Témoignage : Rue sans fin

dimanche 27 février 2022

Ce fut une horrible nuit. Les soldats de l’occupation israélienne ont frappé à notre petite porte jaune. Porte si petite qu’on ne pouvait y passer qu’en marchant sur le côté, pour descendre l’escalier étroit qui nous conduisait à deux pièces, sous la terre, dans un camp de réfugiés. L’UNRWA- office de secours et de travaux des Nations Unis pour les réfugiés de Palestine- nous avait logés ici lors de la Nakba en 1947 - catastrophe mettant sur les routes de l’exil environ 650.000 Palestiniens, dont mes grands- parents, après l’expulsion violente de leurs villages par Israël - Un camp parmi les trois situés autour de la ville de Naplouse en Cisjordanie.
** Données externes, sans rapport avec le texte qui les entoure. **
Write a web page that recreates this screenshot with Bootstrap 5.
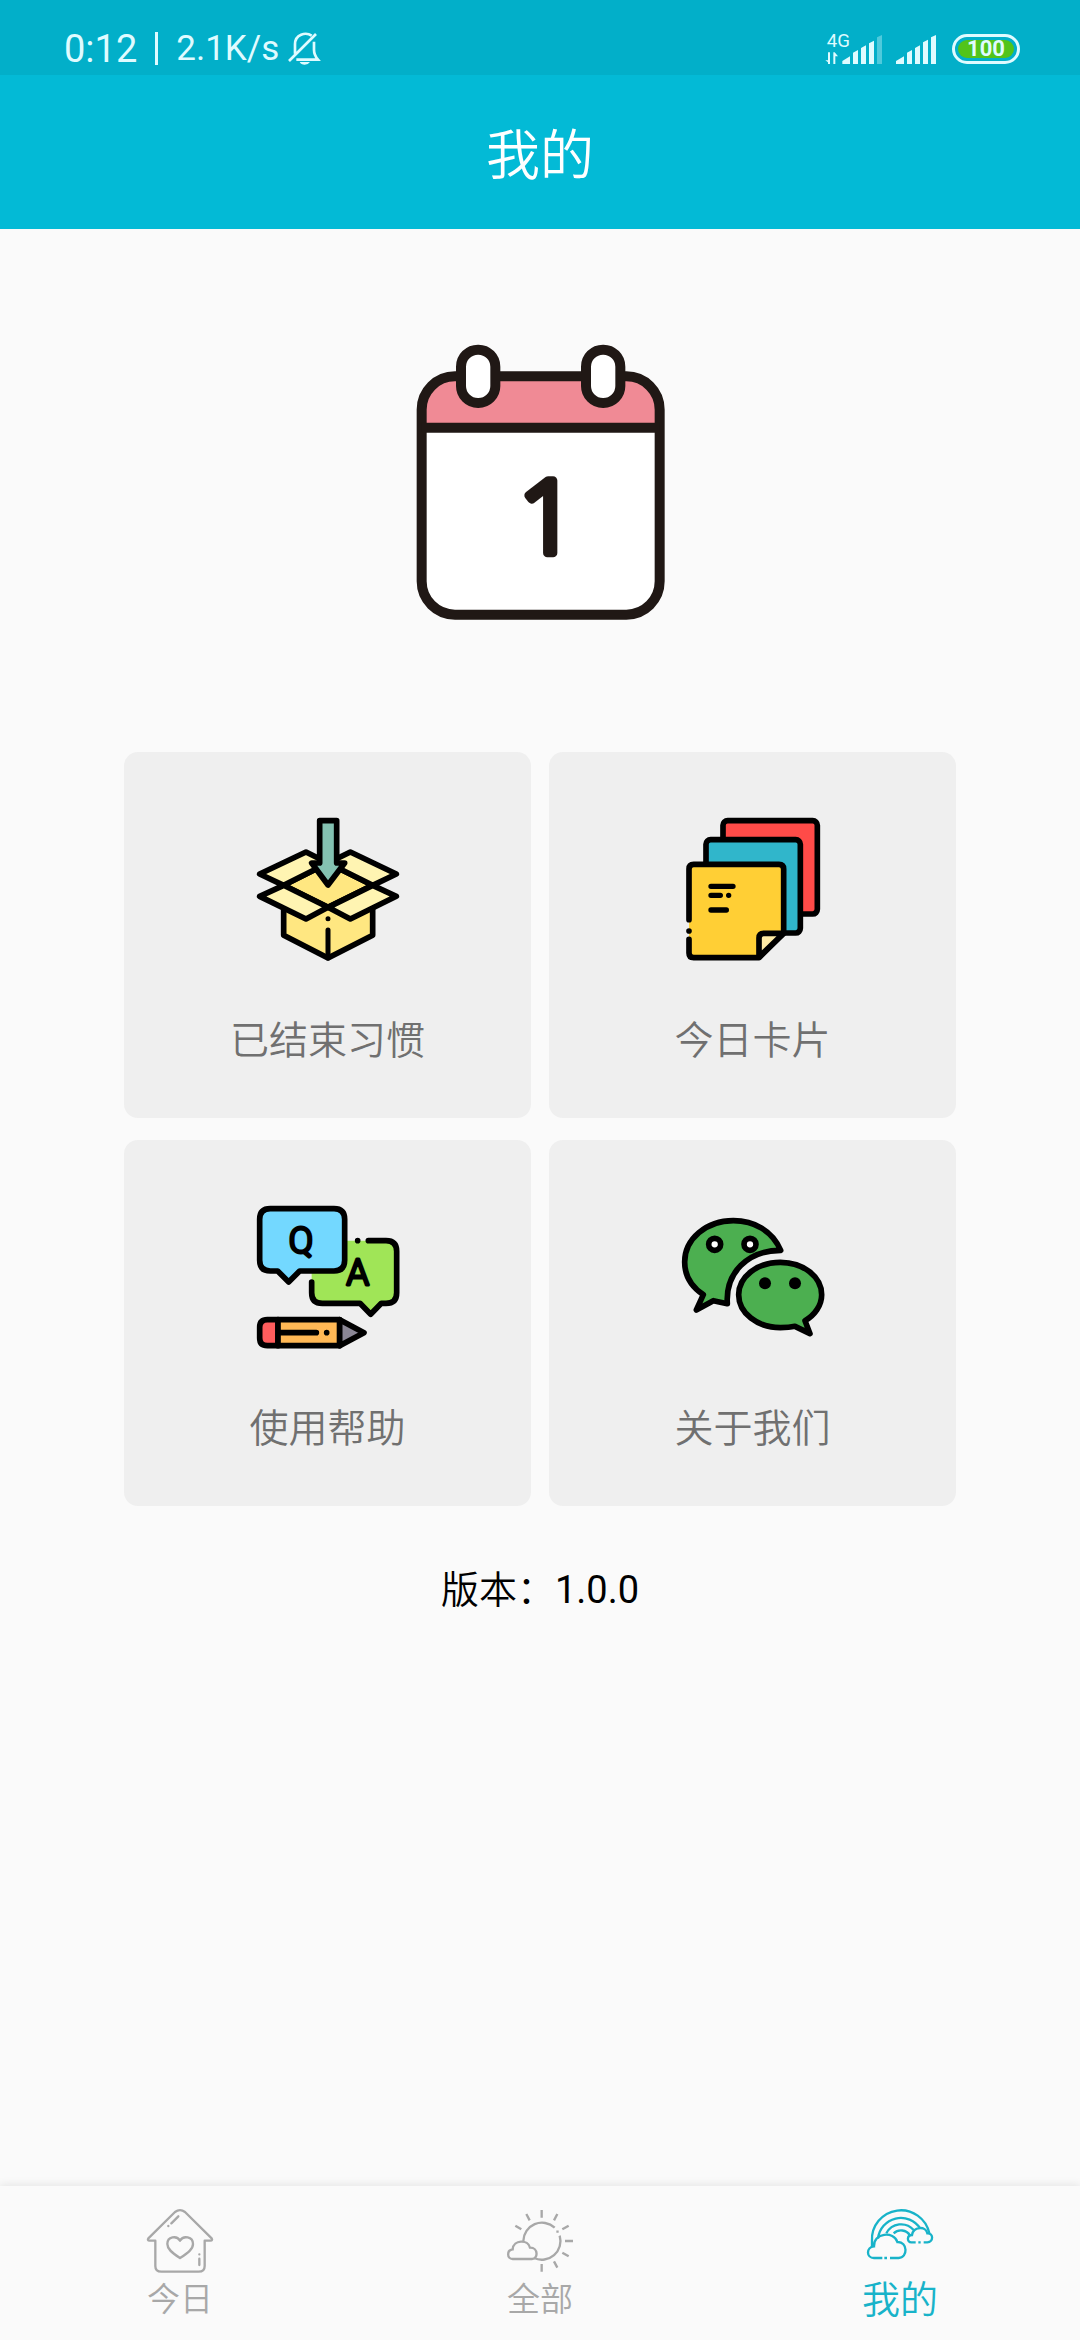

Une nuit sombre de l’été 2006. J’étais en deuxième année de mes études universitaires de français. Je préparais un examen dans la spécialisation que j’avais choisie. Le réussir était un défi pour moi. C’était très difficile. Je n’avais aucun moyen pouvant m’aider à étudier, comme internet, des dictionnaires, des personnes francophones hors de l’université. Chez moi la télévision fonctionnait mal. Nous étions pauvres et ma famille était grande.
Oui c’était vraiment un grand défi pour moi. Mais pourquoi avoir choisi la langue française ? Mon père était professeur d’anglais, langue que je maîtrisais bien. Je souhaitais apprendre une seconde langue pour m’ouvrir à d’autres civilisations, d’autres cultures, être différente en choisissant des spécialités peu courantes, même si elles étaient plus difficiles, avec l’espoir de trouver plus tard un travail intéressant. L’Université me le conseillait, ainsi que ma mère, peu scolarisée.

En moi-même, durant les moments les plus difficiles de la deuxième Intifada (Révolution du Peuple Palestinien contre l’occupation israélienne) je me disais « pourquoi le monde ne voit-il pas ce qui se passe chez nous, comment l’en informer ? » Je pensais qu’en parlant plusieurs langues ce serait possible pour moi de faire entendre notre voix. C’était les réflexions d’une adolescente de 15 ans qui voyait devant ses yeux les enfants martyrs- personnes suées à cause de leur foi ou pour défendre leur pays- portés sur les épaules de leurs amis en criant « Allah U Akbar, La Ilah illalah Al-chaheed Habib Allah »- Dieu est le plus grand, il n’y a de Dieu que Dieu.
Les martyrs sont aimés de Dieu -. Phrases répétées à chaque fois qu’un jeune est assassiné.
Autour de nous, des maisons étaient explosées, des personnes tuées, blessées. La main d’un des amis de mon frère avait été brulée, coupée et jetée devant la porte de notre logement. A chaque assassinat, capture d’un jeune, ma mère hurlait, pleurait et craignait que la prochaine fois ce ne soit le tour d’un de ses fils. Moi, je préparais un examen d’analyse de textes et de contes en français.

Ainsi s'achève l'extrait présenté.